そこで、下山時の最後に登りがあるため、小股と大股を比べてみたが、この段階になると大股の方が断然楽だった。なんと、太腿の筋肉を温存しすぎたのである。身体の使い方は難しいものだ。
ちなみに、小股だろうと大股だろうと大腿四頭筋(膝関節をサポートしている筋肉)は使うが、ここもスクワットで鍛えているので問題はない。
下山
不思議なことに16時から17時にかけて、7~8人くらいの登山者とすれ違った。これから登るということは、テント泊か、頂上山荘の宿泊なのだろう。実際、男性に一人尋ねてみたら宿泊とのことだった。とはいえ、登頂する前にまちがいなく日が落ちるので、ヘッドライトで夜道を照らしながら行く気なのだろうか?? 公式Webサイトを見たら「遅くとも17時までにチェックインをお願いします」と書いてある。ぶっちぎりじゃないか。最後に会った親子連れのチェックインはおそらく20時くらいになるだろう。
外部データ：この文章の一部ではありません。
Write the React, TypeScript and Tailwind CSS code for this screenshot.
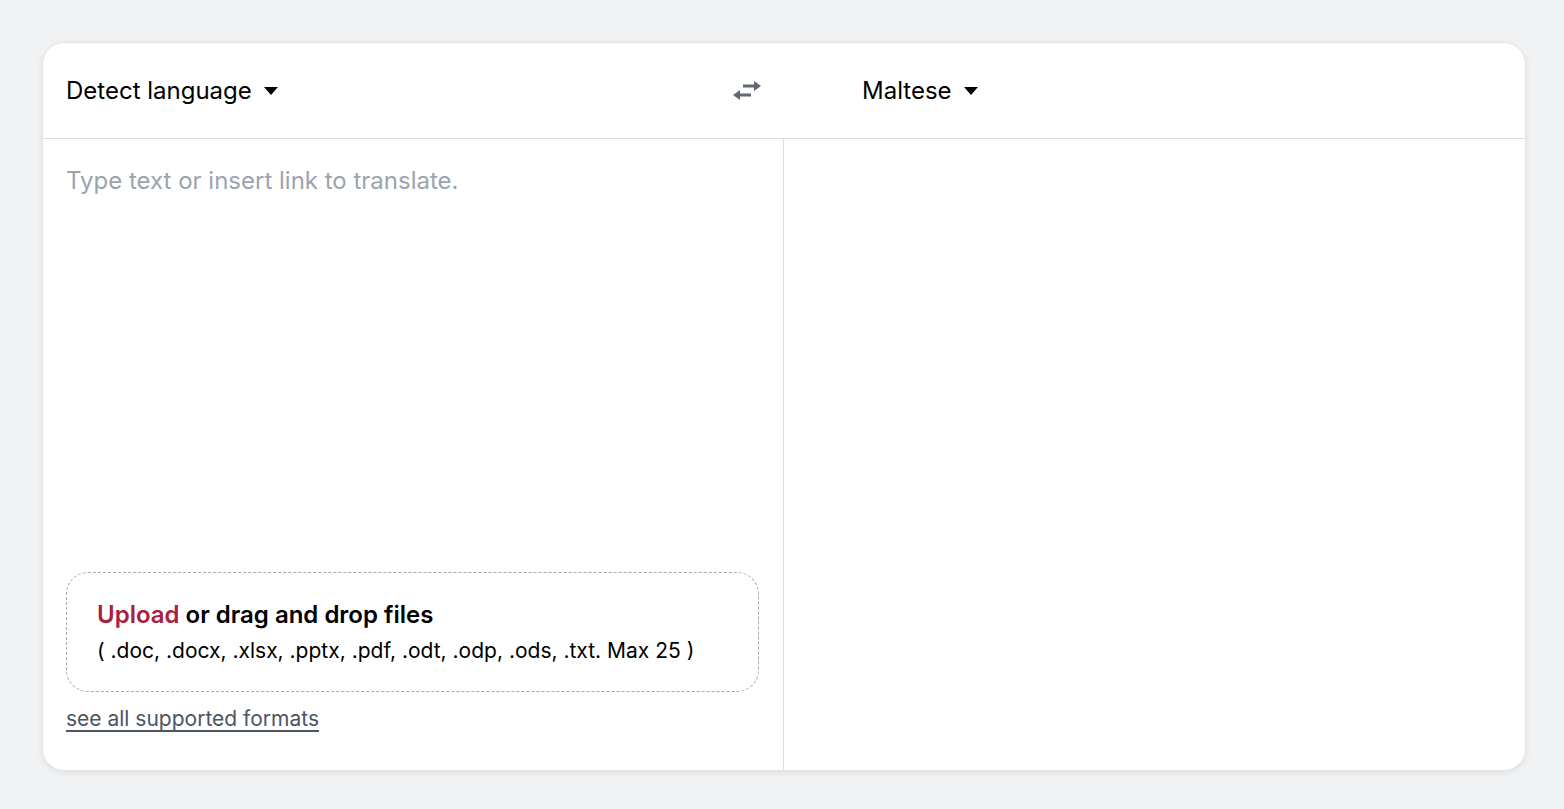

人のことを気にしている場合ではない。登山口まで戻ってきたが、そこからロープウェイ駅までまた長く、1kmくらいある。
公式Webサイトで頂上から下り3時間となっているところを2時間弱で下山できたものの、結局、バスの出発まで25分しかない状況。天狗岳で時間を使いすぎたので仕方がない。
ゆっくり入る時間もないので、今回も温泉を断念した。バスの行列へ並ぶが、またしても座れず。次は温泉だけ入りに来ようかと思うくらい未練が募るのだった。
終わりに
今回は自分の体力を測るため、また技術向上のためにいくつか自己ルールを課していた。
・トレッキングポール(杖)を使わない。但し、脚を挫いたときなどに自力下山する助けになるので念のため持っていく(そこそこ嵩張るが、重量は2本で500g弱)。
・カフェインを含むもの、疲労回復効果のあるもの、その他栄養剤は登山中も下山後も飲まない。
・荷物は北アルプス1泊2日と同じ量。水と非常食を多めにして調整する。
・鎖場は迂回路を使わずに全て上る。
・弥山から天狗岳に行くときはザックを置いていかず、背負っていく(例えばいつか登る予定の剱岳などでは置いていくことはできないため)。
結果、帰りの電車で爆睡するようなこともなく、普通に帰宅。体力40%くらいを残したといったところか。随分、体力がついたものだ。
ただ、筋肉の使い方が分かっていなかったのはあるものの、累積標高1,000m強の上り下りで脹脛にかなりの疲労があるので、脚の背面の筋肉の鍛え方が足りていない。来年予定している二泊三日の日本アルプスの登山を想定すると、今の脚では不安があるので、鍛え直さなければならなさそうである。